Their efficiency tests use Cinebench R23 (as called out explicitly).

R23 is not optimized for Apple silicon but is for x86. The R24 numbers are actually what you need for a fair comparison, otherwise you put the Arm numbers at a significant handicap.


That the max should be worse than the m3 pro is a little bit shady.


Cinebench might not be the most relevant benchmark, it uses lots of scalar instructions with fairly high branch mispredictions and low IPC: https://chipsandcheese.com/2021/02/22/analyzing-zen-2s-cineb....


Power efficiency is a curve, and Apple may have its own reason not to make M1 Pro run at 110W as well


I think the OC might have mis-read the power numbers, 110 W is well into desktop CPU power range. Here is a excerpt from Anand Tech:

> In our peak power test, the Ryzen AI 9 HX 370 ramped up and peaked at 33 W.

https://www.anandtech.com/show/21485/the-amd-ryzen-ai-hx-370...


You can read the notebookcheck review for yourself.

https://www.notebookcheck.net/AMD-Zen-5-Strix-Point-CPU-anal...


Those 100W+ numbers are total system power. And that system has the CPU TDP set to 80W (far above AMD's official max of 54W). It also has a discrete 4070 GPU that can use over 100W on its own.

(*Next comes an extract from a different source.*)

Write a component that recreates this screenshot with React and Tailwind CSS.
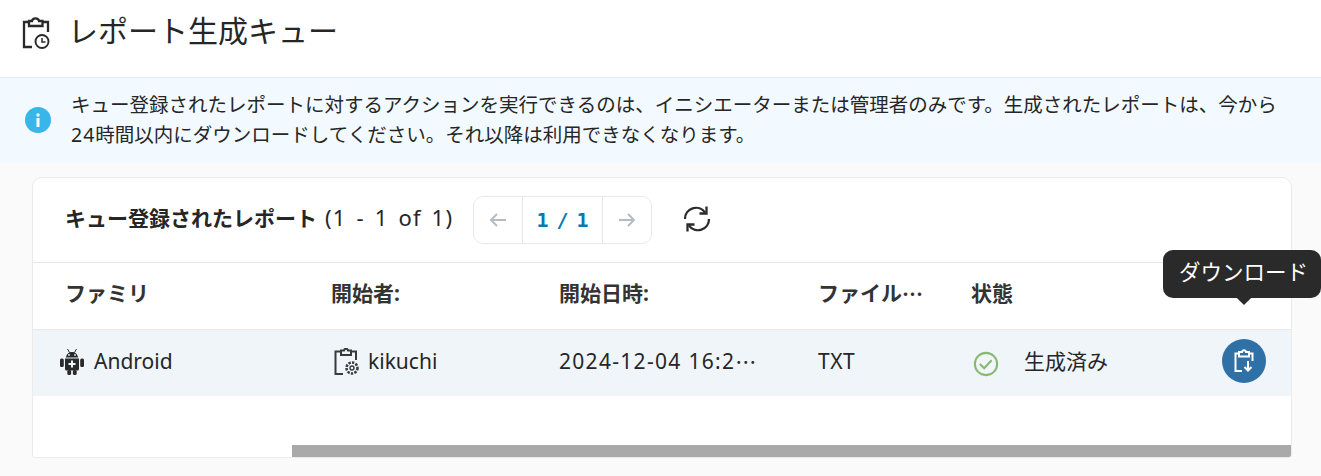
const font = { fontFamily: '"Noto Sans", "Noto Sans CJK JP", sans-serif' };

function Android() {
  return (
    <svg width="26" height="28" viewBox="0 0 26 28" fill="#2a2a2a">
      <path d="M7 9.500C7.300 6 10 4 13 4s5.700 2 6 5.500Z" />
      <path d="M8.500 1l2 3.500M17.500 1l-2 3.500" stroke="#2a2a2a" strokeWidth="1" />
      <path fillRule="evenodd" d="M6 10.500h14V21a1.500 1.500 0 0 1-1.500 1.500H7.500A1.500 1.500 0 0 1 6 21ZM12 12.500v2.500H9.500v2H12v2.500h2V17h2.500v-2H14v-2.500Z" />
      <rect x="1" y="10.500" width="3.800" height="8.500" rx="1.500" />
      <rect x="21.200" y="10.500" width="3.800" height="8.500" rx="1.500" />
      <rect x="8.300" y="22" width="3.800" height="5" rx="1.500" />
      <rect x="13.900" y="22" width="3.800" height="5" rx="1.500" />
      <circle cx="10" cy="7" r="0.900" fill="#f0f5fa" />
      <circle cx="16" cy="7" r="0.900" fill="#f0f5fa" />
    </svg>
  );
}

function Cell({ w, children, cls = '' }) {
  return <div className={`${w} shrink-0 flex items-center min-w-0 whitespace-nowrap ${cls}`}>{children}</div>;
}

function Dots() {
  return <span style={{ fontFamily: '"Noto Sans CJK JP", sans-serif' }}>…</span>;
}

export default function App() {
  return (
    <div style={font} className="w-[1321px] h-[476px] overflow-hidden relative bg-[#fafafa] text-[#262626]">
      <header className="h-[78px] bg-white border-b border-[#e8ebee] flex items-start pl-[18px] pt-[11px]">
        <svg width="36" height="38" viewBox="0 0 36 38" fill="none" stroke="#2a2a2a" strokeWidth="2.300" className="mt-[2px]">
          <path d="M10 9H6V34H14" />
          <path d="M25 9h5v10" />
          <path d="M11 13V8h3c.5-3.500 6.500-3.500 7 0h3.500v5Z" fill="white" />
          <circle cx="24" cy="28.500" r="6.500" strokeWidth="1.900" />
          <path d="M24 25V29H27.500" strokeWidth="1.500" />
        </svg>
        <h1 className="ml-[14px] text-[30px] leading-[40px] font-normal">レポート生成キュー</h1>
      </header>

      <div className="h-[84px] bg-[#f2faff] flex items-center pl-[25px]">
        <div className="w-[26px] h-[26px] rounded-full bg-[#38b6ea] flex items-center justify-center shrink-0">
          <svg width="6" height="14" viewBox="0 0 6 14" fill="white">
            <circle cx="3" cy="2" r="1.700" />
            <rect x="1.500" y="5" width="3" height="9" rx="0.500" />
          </svg>
        </div>
        <p className="ml-[20px] w-[1225px] text-[19.500px] leading-[30px] -mt-[1px]">
          キュー登録されたレポートに対するアクションを実行できるのは、イニシエーターまたは管理者のみです。生成されたレポートは、今から<br />
          <span className="tracking-[1px]">24</span>時間以内にダウンロードしてください。それ以降は利用できなくなります。
        </p>
      </div>

      <div className="ml-[32px] mt-[15px] w-[1260px] h-[281px] bg-white border border-[#ebebeb] rounded-t-[10px] rounded-b-[3px] overflow-hidden flex flex-col">
        <div className="h-[85px] shrink-0 border-b border-[#e8e8e8] flex items-center pl-[32px]">
          <div className="text-[21px] whitespace-nowrap w-[408px] -mt-[5px]">
            <span className="font-bold">キュー登録されたレポート</span>
            <span className="ml-[8px] text-[22px] tracking-[1.200px] [word-spacing:3px]">(1 - 1 of 1)</span>
          </div>
          <div className="h-[48px] w-[179px] rounded-[10px] border border-[#e6e8ea] flex items-center -mt-[1px]">
            <div className="w-[49px] h-full flex items-center justify-center border-r border-[#e6e8ea] text-[#b4bcc2]">
              <svg width="18" height="16" viewBox="0 0 18 16" fill="none" stroke="currentColor" strokeWidth="2"><path d="M17 8H2M8 2 2 8l6 6" /></svg>
            </div>
            <div style={{ fontFamily: '"DejaVu Sans Mono", monospace' }} className="w-[80px] h-full flex items-center justify-center border-r border-[#e6e8ea] text-[#0a78b0] font-bold text-[20px] [word-spacing:-4px] whitespace-nowrap">1 / 1</div>
            <div className="flex-1 h-full flex items-center justify-center text-[#b4bcc2]">
              <svg width="18" height="16" viewBox="0 0 18 16" fill="none" stroke="currentColor" strokeWidth="2"><path d="M1 8h15M10 2l6 6-6 6" /></svg>
            </div>
          </div>
          <svg width="30" height="30" viewBox="0 0 30 30" fill="none" stroke="#2a2a2a" strokeWidth="2.300" className="ml-[30px] -mt-[3px]">
            <path d="M3 15A11 11 0 0 1 23 8.500" />
            <path d="M27 15A11 11 0 0 1 7 21.500" />
            <path d="M24.500 2.500V9.500H17.500M5.500 27.500V20.500H12.500" />
          </svg>
        </div>

        <div className="h-[67px] shrink-0 border-b border-[#e8e8e8] flex items-center text-[21px] font-bold text-[#333] pb-[5px]">
          <Cell w="w-[298px]" cls="pl-[32px]">ファミリ</Cell>
          <Cell w="w-[228px]">開始者:</Cell>
          <Cell w="w-[259px]">開始日時:</Cell>
          <Cell w="w-[153px]">ファイル<Dots /></Cell>
          <Cell w="w-[200px]">状態</Cell>
        </div>

        <div className="h-[66px] shrink-0 bg-[#f0f5fa] flex items-center text-[21px] pb-[3px]">
          <Cell w="w-[298px]" cls="pl-[26px]">
            <Android />
            <span className="ml-[9px]">Android</span>
          </Cell>
          <Cell w="w-[228px]" cls="pl-[3px]">
            <svg width="26" height="28" viewBox="0 0 26 28" fill="none" stroke="#3a3a3a" strokeWidth="2">
              <path d="M6 3.500H1.500V26H9" />
              <path d="M17 3.500h5V12" />
              <path d="M7 7V2.500h3c.5-2.500 3.500-2.500 4 0h3V7Z" />
              <circle cx="18" cy="20" r="2" strokeWidth="1.400" />
              <circle cx="18" cy="20" r="5.500" strokeWidth="2.500" strokeDasharray="2.400 1.200" />
            </svg>
            <span className="ml-[8px]">kikuchi</span>
          </Cell>
          <Cell w="w-[259px]"><span className="tracking-[1.300px]">2024-12-04 16:2</span><Dots /></Cell>
          <Cell w="w-[153px]"><span className="tracking-[0.500px]">TXT</span></Cell>
          <Cell w="w-[251px]" cls="pl-[2px]">
            <svg width="26" height="26" viewBox="0 0 28 28" fill="none" stroke="#85b96f" strokeWidth="2.200" className="mt-[4px]">
              <circle cx="14" cy="14" r="12" />
              <path d="M7.500 14 12 18.500 20 10" />
            </svg>
            <span className="ml-[25px]">生成済み</span>
          </Cell>
          <div className="w-[44px] h-[44px] rounded-full bg-[#2f70a6] flex items-center justify-center shrink-0 -mt-[1px]">
            <svg width="28" height="28" viewBox="0 0 28 28" fill="none" stroke="white" strokeWidth="2">
              <path d="M8 6.500H5.500V24H12" />
              <path d="M20 6.500h2.500V14" />
              <path d="M9 9.500V5h3c.4-2.500 3.600-2.500 4 0h3v4.500Z" />
              <path d="M18 14v9M14.500 20l3.500 3.500 3.500-3.500" />
            </svg>
          </div>
        </div>

        <div className="flex-1 flex items-end">
          <div className="ml-[259px] flex-1 h-[12px] bg-[#a9a9a9]" />
        </div>
      </div>

      <div className="absolute left-[1163px] top-[250px] w-[158px] h-[48px] bg-[#2a2a2a] rounded-[10px] text-white text-[21.500px] flex items-center pl-[16px] pb-[3px] whitespace-nowrap">
        ダウンロード
        <div className="absolute left-[76px] top-[43px] w-[10px] h-[10px] bg-[#2a2a2a] rotate-45" />
      </div>
    </div>
  );
}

if x86 laptops have 90w of platform power, that’s a thing that’s concerning in itself, not a reasonable defense.

Remember, apple laptops have screens too, etc, and that shows up in the average system power measurements the same way. What's the difference in an x86 laptop?

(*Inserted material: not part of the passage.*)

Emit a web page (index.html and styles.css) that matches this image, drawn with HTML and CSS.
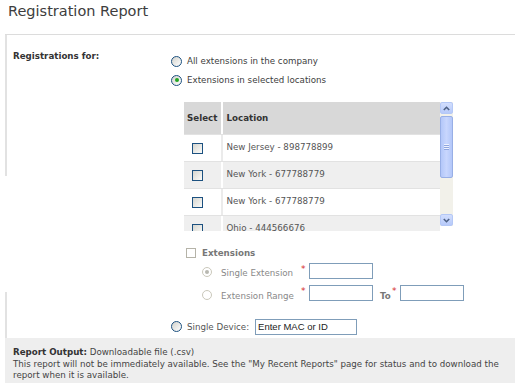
FILE: index.html
```html
<!DOCTYPE html>
<html lang="en">
<head>
    <meta charset="UTF-8">
    <meta name="viewport" content="width=device-width, initial-scale=1.0">
    <title>Registration Report</title>
    <link rel="stylesheet" href="styles.css">
</head>
<body>
    <h1 class="title">Registration Report</h1>
    <div class="panel">
        <div class="rail">
            <div class="rail-top"></div>
            <div class="rail-gap"></div>
            <div class="rail-bottom"></div>
        </div>
        <div class="content">
            <div class="for-row">
                <div class="field-label">Registrations for:</div>
                <div class="options">
                    <div class="option"><span class="radio"></span>All extensions in the company</div>
                    <div class="option"><span class="radio checked"></span>Extensions in selected locations</div>

                    <div class="loc-box">
                        <div class="loc-list">
                            <div class="loc-row loc-head"><div class="loc-sel">Select</div><div class="loc-name">Location</div></div>
                            <div class="loc-row"><div class="loc-sel"><span class="check"></span></div><div class="loc-name">New Jersey - 898778899</div></div>
                            <div class="loc-row alt"><div class="loc-sel"><span class="check"></span></div><div class="loc-name">New York - 677788779</div></div>
                            <div class="loc-row"><div class="loc-sel"><span class="check"></span></div><div class="loc-name">New York - 677788779</div></div>
                            <div class="loc-row alt"><div class="loc-sel"><span class="check"></span></div><div class="loc-name">Ohio - 444566676</div></div>
                        </div>
                        <div class="scrollbar">
                            <div class="sb-btn">
                                <svg width="7" height="5" viewBox="0 0 7 5"><polyline points="0.8,4 3.5,1.3 6.2,4" fill="none" stroke="#4d6185" stroke-width="1.6"/></svg>
                            </div>
                            <div class="sb-thumb">
                                <svg width="5" height="6" viewBox="0 0 5 6"><path d="M0 0.5H5M0 2.5H5M0 4.5H5" stroke="#eef2fe" stroke-width="1"/><path d="M0 1.5H5M0 3.5H5M0 5.5H5" stroke="#8fa6df" stroke-width="1"/></svg>
                            </div>
                            <div class="sb-track"></div>
                            <div class="sb-btn">
                                <svg width="7" height="5" viewBox="0 0 7 5"><polyline points="0.8,1 3.5,3.7 6.2,1" fill="none" stroke="#4d6185" stroke-width="1.6"/></svg>
                            </div>
                        </div>
                    </div>

                    <div class="ext-head"><span class="check disabled"></span>Extensions</div>
                    <div class="ext-opt">
                        <span class="radio disabled checked"></span>
                        <span class="ext-label">Single Extension</span>
                        <span class="req">*</span>
                        <input class="ext-input" type="text">
                    </div>
                    <div class="ext-opt">
                        <span class="radio disabled"></span>
                        <span class="ext-label">Extension Range</span>
                        <span class="req">*</span>
                        <input class="ext-input" type="text">
                        <span class="to">To</span>
                        <span class="req">*</span>
                        <input class="ext-input" type="text">
                    </div>

                    <div class="option device"><span class="radio"></span>Single Device:<input class="device-input" type="text" value="Enter MAC or ID"></div>
                </div>
            </div>
        </div>
    </div>
    <div class="output">
        <p class="out-title"><b>Report Output:</b> Downloadable file (.csv)</p>
        <p class="out-note">This report will not be immediately available. See the "My Recent Reports" page for status and to download the report when it is available.</p>
    </div>
</body>
</html>
```

FILE: styles.css
```css
body {
    margin: 0;
    width: 515px;
    font-family: "DejaVu Sans", Verdana, sans-serif;
    font-size: 8.7px;
    color: #444;
    background: #fff;
}
.title {
    margin: 0 0 14px;
    padding: 3px 0 0 8px;
    font-size: 14.5px;
    line-height: 17px;
    font-weight: normal;
    color: #3d3d3d;
}
.panel {
    display: flex;
    margin-left: 5px;
    border-top: 1px solid #dcdcdc;
}
.rail {
    display: flex;
    flex-direction: column;
    width: 2px;
    flex-shrink: 0;
}
.rail-top {
    height: 141px;
    background: #e2e2e2;
}
.rail-gap {
    height: 116px;
}
.rail-bottom {
    flex: 1;
    background: #e2e2e2;
}
.content {
    flex: 1;
    padding: 10px 0 2px 6px;
}
.for-row {
    display: grid;
    grid-template-columns: 157px 1fr;
}
.field-label {
    margin-top: 5px;
    font-weight: bold;
    color: #333;
    line-height: 12px;
}
.options {
    padding-top: 6.5px;
}
.option {
    display: flex;
    align-items: center;
    height: 19px;
    color: #3d3d3d;
}
.radio {
    display: flex;
    align-items: center;
    justify-content: center;
    flex-shrink: 0;
    width: 11px;
    height: 11px;
    box-sizing: border-box;
    margin: 0 5px 0 1px;
    border: 1px solid #1c5180;
    border-radius: 50%;
    background: linear-gradient(135deg, #d2d2cc, #fff);
}
.radio.checked::after {
    content: "";
    width: 4px;
    height: 4px;
    border-radius: 50%;
    background: #22a622;
}
.radio.disabled {
    width: 10px;
    height: 10px;
    margin: 3px 9.5px 0 0;
    border-color: #cac8bb;
    background: #fff;
}
.radio.disabled.checked::after {
    background: #b8b8b0;
}

/* Locations list */
.loc-box {
    display: flex;
    width: 271px;
    height: 129px;
    margin: 12.5px 0 0 14px;
}
.loc-list {
    width: 256px;
    height: 129px;
    overflow: hidden;
}
.loc-row {
    display: grid;
    grid-template-columns: 37px 1fr;
    height: 27px;
    box-sizing: border-box;
    border-top: 1px solid #e2e2e2;
    background: #fff;
    color: #555;
}
.loc-row.alt {
    background: #efefef;
}
.loc-head {
    height: 32px;
    border-top: 0;
    background: #d8d8d8;
    font-weight: bold;
    color: #333;
}
.loc-sel {
    display: flex;
    align-items: center;
    padding-left: 8px;
}
.loc-head .loc-sel {
    padding-left: 3px;
}
.loc-name {
    display: flex;
    align-items: center;
    padding: 0 0 3px 3.5px;
    border-left: 2px solid #ebebeb;
}
.loc-head .loc-name, .loc-row.alt .loc-name {
    border-left-color: #fff;
}
.loc-head .loc-name {
    padding-bottom: 0;
}
.check {
    width: 11px;
    height: 11px;
    box-sizing: border-box;
    border: 1px solid #1c5180;
    background: linear-gradient(135deg, #d6d6d0, #fbfbf9);
}
.check.disabled {
    width: 10px;
    height: 10px;
    margin-right: 6px;
    border-color: #b5b3a8;
    background: #fff;
}

/* fake XP scrollbar */
.scrollbar {
    display: flex;
    flex-direction: column;
    width: 13px;
    height: 124px;
    background: #f2f1ea;
}
.sb-btn {
    display: flex;
    align-items: center;
    justify-content: center;
    height: 12px;
    box-sizing: border-box;
    border: 1px solid #b4c8f6;
    border-radius: 2px;
    background: linear-gradient(#d2defd, #b7cafa);
}
.sb-thumb {
    display: flex;
    align-items: center;
    justify-content: center;
    height: 62px;
    margin-top: 2px;
    box-sizing: border-box;
    border: 1px solid #98afe6;
    border-radius: 2px;
    background: linear-gradient(90deg, #b3c7f9, #c8d6fd, #b3c7f9);
}
.sb-track {
    flex: 1;
}

/* Extensions */
.ext-head {
    display: flex;
    align-items: center;
    height: 12px;
    margin: 15.5px 0 4px 16px;
    font-weight: bold;
    color: #777;
}
.ext-opt {
    display: flex;
    align-items: center;
    height: 16px;
    margin-left: 31.5px;
}
.ext-opt + .ext-opt {
    margin-top: 6.5px;
}
.ext-label {
    width: 80px;
    padding-top: 5px;
    color: #888;
}
.req {
    align-self: flex-start;
    width: 8px;
    margin-top: 2px;
    font-size: 9px;
    line-height: 9px;
    color: #d42a2a;
}
.ext-input, .device-input {
    margin: 0;
    padding: 0;
    height: 16px;
    box-sizing: border-box;
    border: 1px solid #7f9db9;
    background: #fff;
    outline: none;
}
.ext-input {
    width: 64px;
}
.to {
    width: 12px;
    margin-left: 7px;
    padding-top: 5px;
    font-weight: bold;
    color: #777;
}
.option.device {
    margin-top: 16px;
    color: #555;
}
.device-input {
    width: 102px;
    margin-left: 6px;
    padding-left: 2px;
    font-family: "Liberation Sans", Arial, sans-serif;
    font-size: 9.5px;
    color: #222;
}

/* Report output note */
.output {
    margin-left: 5px;
    padding: 7.7px 4px 12px 8px;
    background: #eee;
    color: #444;
}
.output p {
    margin: 0;
}
.out-title {
    line-height: 12px;
}
.out-title b {
    color: #333;
}
.out-note {
    margin-top: 1.5px !important;
    line-height: 11.3px;
}
```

I really doubt it's actually platform power, the problem is that x86 is boosting up to 35W average/60W peak per thread. 120W package power isn't unexpected, if you're boosting 3-4 cores to maximum!

And that's the problem. x86 is far far worse at race-to-sleep. It's not just "macos has better scheduling"... you can see from the 1T power measurements that x86 is simply drawing 2-3x the power while it's racing-to-sleep, for performance that's roughly equivalent to ARM.

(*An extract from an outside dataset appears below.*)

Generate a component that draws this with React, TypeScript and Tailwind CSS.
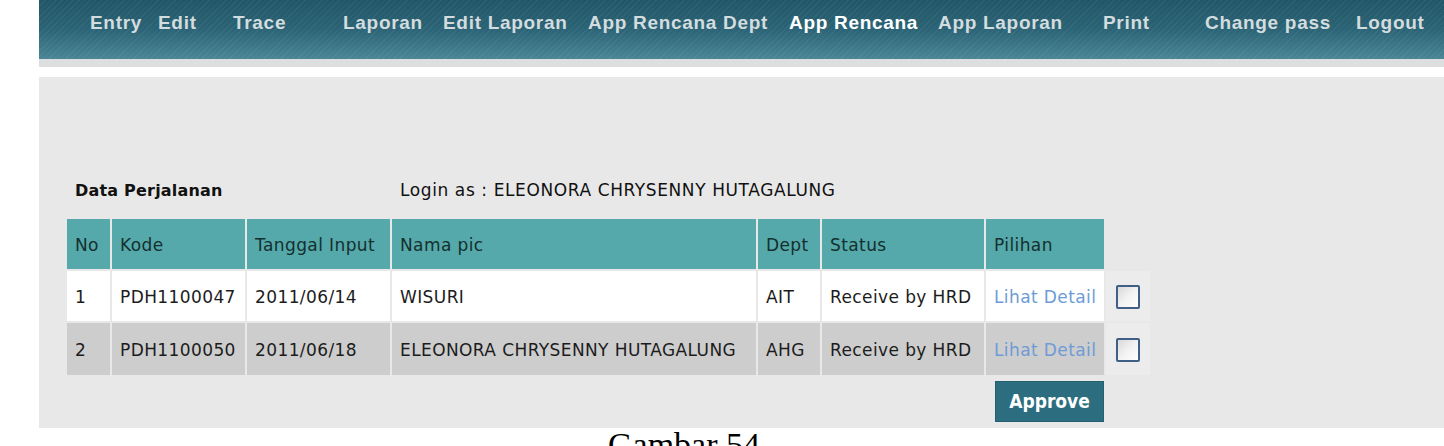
import React from "react";

const navItems: { label: string; w: string; active?: boolean }[] = [
  { label: "Entry", w: "w-[68px]" },
  { label: "Edit", w: "w-[75px]" },
  { label: "Trace", w: "w-[110px]" },
  { label: "Laporan", w: "w-[100px]" },
  { label: "Edit Laporan", w: "w-[145px]" },
  { label: "App Rencana Dept", w: "w-[201px]" },
  { label: "App Rencana", w: "w-[149px]", active: true },
  { label: "App Laporan", w: "w-[165px]" },
  { label: "Print", w: "w-[102px]" },
  { label: "Change pass", w: "w-[151px]" },
  { label: "Logout", w: "w-[80px]" },
];

const rows = [
  { no: "1", kode: "PDH1100047", tgl: "2011/06/14", nama: "WISURI", dept: "AIT", status: "Receive by HRD", bg: "bg-white", h: "h-[50px]" },
  { no: "2", kode: "PDH1100050", tgl: "2011/06/18", nama: "ELEONORA CHRYSENNY HUTAGALUNG", dept: "AHG", status: "Receive by HRD", bg: "bg-[#cdcdcd]", h: "h-[52px]" },
];

function Checkbox() {
  return (
    <div className="w-[24px] h-[24px] border-2 border-[#3f5f86] rounded-[2px] bg-gradient-to-br from-[#d9d9d9] via-[#f2f2f2] to-[#ffffff]" />
  );
}

export default function App() {
  const tbl = { fontFamily: '"DejaVu Sans", Verdana, sans-serif' };
  return (
    <div className="w-[1444px] h-[446px] bg-white overflow-hidden">
      {/* nav */}
      <div className="ml-[39px]">
        <div
          className="h-[59px] flex items-center pl-[51px] pb-[12px] bg-[repeating-linear-gradient(135deg,rgba(255,255,255,0.05)_0px,rgba(255,255,255,0.05)_1px,transparent_1px,transparent_4px),linear-gradient(to_bottom,#215668_0%,#2b6476_50%,#4a8696_100%)]"
          style={{ fontFamily: '"Liberation Sans", Arial, sans-serif' }}
        >
          {navItems.map((n) => (
            <div
              key={n.label}
              className={`${n.w} shrink-0 whitespace-nowrap font-bold text-[19px] tracking-[0.7px] ${n.active ? "text-white" : "text-[#d3dcdf]"}`}
            >
              {n.label}
            </div>
          ))}
        </div>
        <div className="h-[8px] bg-[#dcdedf]" />
        <div className="h-[10px] bg-white" />
        {/* panel */}
        <div className="h-[351px] bg-[#e8e8e8] pt-[104px] pl-[28px]" style={tbl}>
          <div className="flex items-center h-[20px] text-[#111]">
            <div className="w-[333px] pl-[8px] font-bold text-[16px] tracking-[0.2px]">Data Perjalanan</div>
            <div className="text-[17px] tracking-[0.6px]">Login as : ELEONORA CHRYSENNY HUTAGALUNG</div>
          </div>
          <table className="mt-[16px] border-separate border-spacing-[2px] -ml-[2px] text-[17px] tracking-[0.4px] text-[#1c1c1c]">
            <thead>
              <tr className="h-[50px]">
                {[
                  ["No", "w-[43px]"],
                  ["Kode", "w-[133px]"],
                  ["Tanggal Input", "w-[143px]"],
                  ["Nama pic", "w-[364px]"],
                  ["Dept", "w-[62px]"],
                  ["Status", "w-[162px]"],
                  ["Pilihan", "w-[118px]"],
                ].map(([t, w]) => (
                  <th key={t} className={`${w} bg-[#55a9aa] text-left font-normal px-[8px] pt-[3px] text-[#14302f] whitespace-nowrap`}>
                    {t}
                  </th>
                ))}
                <th className="w-[44px]" />
              </tr>
            </thead>
            <tbody>
              {rows.map((r) => (
                <tr key={r.no} className={r.h}>
                  <td className={`${r.bg} px-[8px] pt-[3px]`}>{r.no}</td>
                  <td className={`${r.bg} px-[8px] pt-[3px] whitespace-nowrap`}>{r.kode}</td>
                  <td className={`${r.bg} px-[8px] pt-[3px] whitespace-nowrap`}>{r.tgl}</td>
                  <td className={`${r.bg} px-[8px] pt-[3px] whitespace-nowrap`}>{r.nama}</td>
                  <td className={`${r.bg} px-[8px] pt-[3px]`}>{r.dept}</td>
                  <td className={`${r.bg} px-[8px] pt-[3px] whitespace-nowrap`}>{r.status}</td>
                  <td className={`${r.bg} px-[8px] pt-[3px] whitespace-nowrap text-[#6e9bd6]`}>Lihat Detail</td>
                  <td className="bg-[#ececec] pl-[10px] pt-[1px]">
                    <Checkbox />
                  </td>
                </tr>
              ))}
            </tbody>
          </table>
          <div className="w-[1037px] flex justify-end mt-[4px]">
            <button
              className="w-[109px] h-[41px] bg-[#2c6e80] text-white font-bold text-[19px] border border-[#24606f]"
              style={{ fontFamily: '"DejaVu Sans Condensed", "DejaVu Sans", sans-serif' }}
            >
              Approve
            </button>
          </div>
        </div>
      </div>
      <div
        className="ml-[608px] text-[34px] leading-none text-black whitespace-nowrap"
        style={{ fontFamily: '"Liberation Serif", "Times New Roman", serif' }}
      >
        Gambar 54
      </div>
    </div>
  );
}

Whatever the cause, whether it's just bad design from AMD and Intel, or legacy x86 cruft (I don't get how this applies to actual computational load though, as opposed to situations like idle power), or what... there is no getting around the fact that M2 tops out at 10W per core and a 8840HS or HX370 or Intel Meteor Lake are boosting to 30-35W at 1T loads.


I stacked the deck in AMD's favor using a 3-year-old chip on an older node.

Why is AMD using 3.6x more power than M1 to get just 32% higher performance while having 17% more cores? Why are AMD's cores nearly 2x the size despite being on a better node and having 3 more years to work on them?

Why are Apple's scores the same on battery while AMD's scores drop dramatically?

Apple does have a reason not to run at 120w -- it doesn't need to.

Meanwhile, if AMD used the same 33w, nobody would buy their chips because performance would be so incredibly bad.


You should try not to talk so confidently about things you don't know about -- this statement

> if AMD used the same 33w, nobody would buy their chips because performance would be so incredibly bad

Is completely incorrect, as another commenter (and I think the notebookcheck article?) point out -- 30w is about the sweet spot for these processors, and the reason that 110w laptop seems so inefficient is because it's giving the APU 80w of TDP, which is a bit silly since it only performs marginally better than if you gave it e.g. 30 watts. It's not a good idea to take that example as a benchmark for the APU's efficiency, it varies depending on how much TDP you give the processor, and 80w is not a good TDP for these


Halo products with high scores sell chips. This isn’t a new idea.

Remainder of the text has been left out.